Kočić returned to his native region to teach but soon realized that his liberal, nationalistic views were incompatible with the entrenched foreign authority. There he joined a circle of Bosnian students and writers, members of Mlada Bosna (Young Bosnia) and began contributing to the first Bosnian literary-cultural journal, Bosanska vila (The Bosnian Muse), edited by Nikola Kašiković, and dedicated to Bosnian literature and national liberation. In the journal, Kočić was able to poeticize prose less radically (than others), by holding on to satirical and diadactic representations of society. Kočić's artistic and social personality in Bosanska vila left a powerful influence on two short story writers Simo Eraković and Vaso Kondić. Under Kočić's influence Eraković gave confirmation of the powerful social evolution of social awareness of our writers: "nor was he (Kočić) able to avoid signs of denationalization and callousness for the sufferings of the people in the hands of the authorities". From then on the rest of Kočić's life was devoted to politics. In 1904 he moved back to Serbia, and for a short while earned his living as a teacher in Skopje. Two years later, already a well-known writer and publicist, he returned to Sarajevo, this time as a clerk of publishing company Prosveta, but after a while he was fired for taking a part in a worker's strike, and banished to Banja Luka, where he was persecuted and jailed for his patriotic stance.

Monument of Petar Kočić in Banja Luka

There he founded a magazine Otadžbina (Fatherland), and formed a political group, which advocated a fight against the Austro-Hungarian occupation, and especially a fierce struggle against the remains of feudal slavery. As a national and social revolutionary Kočić was favoured among peasants and progressive youth, and as such he was elected as a member of Bosanski sabor (Bosnian parliament) in Sarajevo.

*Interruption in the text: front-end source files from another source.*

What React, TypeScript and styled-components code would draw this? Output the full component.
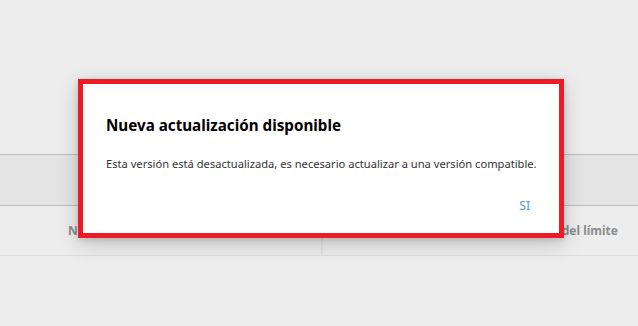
import React from 'react'
import styled, { createGlobalStyle } from 'styled-components'

const GlobalStyle = createGlobalStyle`
  html, body {
    margin: 0;
    padding: 0;
    background: #ededed;
    font-family: 'Noto Sans', 'Open Sans', sans-serif;
  }
`

const App = () => {
  return (
    <Page>
      <GlobalStyle />
      <TopArea />
      <Toolbar />
      <HeaderRow>
        <HeaderCell align="left">Nombre</HeaderCell>
        <HeaderCell align="right">Uso del límite</HeaderCell>
      </HeaderRow>
      <Dialog role="dialog">
        <Title>Nueva actualización disponible</Title>
        <Message>
          Esta versión está desactualizada, es necesario actualizar a una versión compatible.
        </Message>
        <Actions>
          <ActionButton>SI</ActionButton>
        </Actions>
      </Dialog>
    </Page>
  )
}

const Page = styled.div`
  position: relative;
  width: 638px;
  height: 326px;
  overflow: hidden;
  background: #ededed;
  display: flex;
  flex-direction: column;
`

const TopArea = styled.div`
  height: 154px;
  flex: none;
`

const Toolbar = styled.div`
  height: 50px;
  flex: none;
  background: #e4e4e4;
  border-top: 1px solid #bfbfbf;
  border-bottom: 1px solid #bfbfbf;
`

const HeaderRow = styled.div`
  height: 49px;
  flex: none;
  display: grid;
  grid-template-columns: 321px 1fr;
  border-bottom: 1px solid #dedede;
`

const HeaderCell = styled.div<{ align: 'left' | 'right' }>`
  display: flex;
  align-items: center;
  justify-content: ${({ align }) => (align === 'left' ? 'flex-start' : 'flex-end')};
  padding: ${({ align }) => (align === 'left' ? '0 0 0 68px' : '0 20px 0 0')};
  font-size: 12px;
  font-weight: 700;
  color: #8c8c8c;
  white-space: nowrap;
  overflow: hidden;
  & + & {
    border-left: 2px solid #e2e2e2;
  }
`

const Dialog = styled.div`
  position: absolute;
  left: 78px;
  top: 79px;
  width: 486px;
  height: 159px;
  box-sizing: border-box;
  background: #ffffff;
  border: 5px solid #ed1c24;
  box-shadow: 0 6px 20px rgba(0, 0, 0, 0.18), 0 2px 6px rgba(0, 0, 0, 0.12);
  padding: 30px 23px 0 23px;
  display: flex;
  flex-direction: column;
`

const Title = styled.h2`
  margin: 0;
  font-size: 15.2px;
  line-height: 22px;
  font-weight: 700;
  color: #000000;
`

const Message = styled.p`
  margin: 20px 0 0 0;
  font-size: 11.15px;
  line-height: 16px;
  color: #333333;
  white-space: nowrap;
`

const Actions = styled.div`
  display: flex;
  justify-content: flex-end;
  margin-top: 23px;
`

const ActionButton = styled.button`
  background: transparent;
  border: none;
  padding: 2px 6px;
  font-family: inherit;
  font-size: 12px;
  color: #3b9cf0;
  cursor: pointer;
`

export default App
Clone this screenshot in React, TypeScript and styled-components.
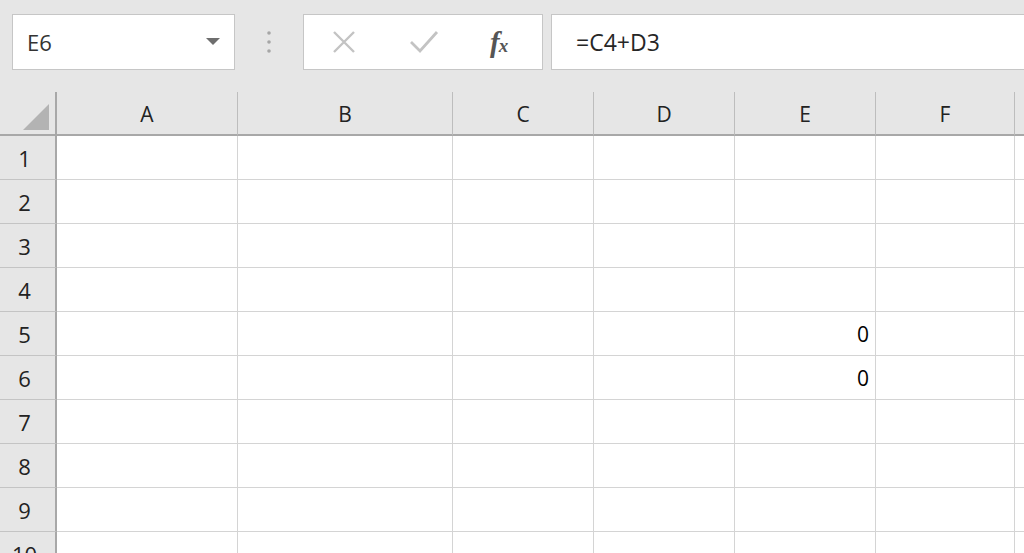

In 1907, the Bosnian Orthodox formed the Bosanska pravoslavna narodna organizacija (Bosnian Orthodox National Organization), headed by Petar Kočić, whose platform claimed Bosnia and Herzegovina for the Bosnia and a Bosnian national identity for Muslims and Orthodox. Austria recognized Petar Kočić as a serious enemy, continuously persecuting and repeatedly arresting him between 1907 and 1909 for his activities. On the eve of World War I and the subsequent South Slavic unification, he started to show signs of a nervous breakdown, and was taken to Belgrade for treatment. He died in a Belgrade mental hospital, not having lived to see the liberation and unification of South Slavs.

Works

In the beginning of the twentieth century Banja Luka region yielded one of Bosnia's outstanding political tribunes, and one of the best storytellers in the literature of the Serbian peoplePetar Kočićwhose works immortalized this world in its vital essence. Kočić's literary works presents Krajina snowstorms and hardships, evokes the dreams and discourses of this explosive region where Turks and Austrians flaunt their power and might in the face of a people who want to be rid of both of these foreign lots.

Kočić enriched Serbian literature with three, popular collections of tales, namely From the Top and Bottom of a Mountain (С планине и испод планине, 1902–1905), Howls from Zmijanje (Јауци са Змијања, 1910). His two short stories — Badger on Tribunal (Јазавац пред судом) and Trials (Суданија), first in a form of play, and second in a form of dialogue — are excellent satires on the political and social life of the Serbs in Bosnia and Herzegovina.

Serbian prose writers of that period demonstrated many traits in common with the Russians, with Maxim Gorky (Petar Kočić and Ivo Čipiko) and with Fyodor Dostoyevsky (Bora Stanković).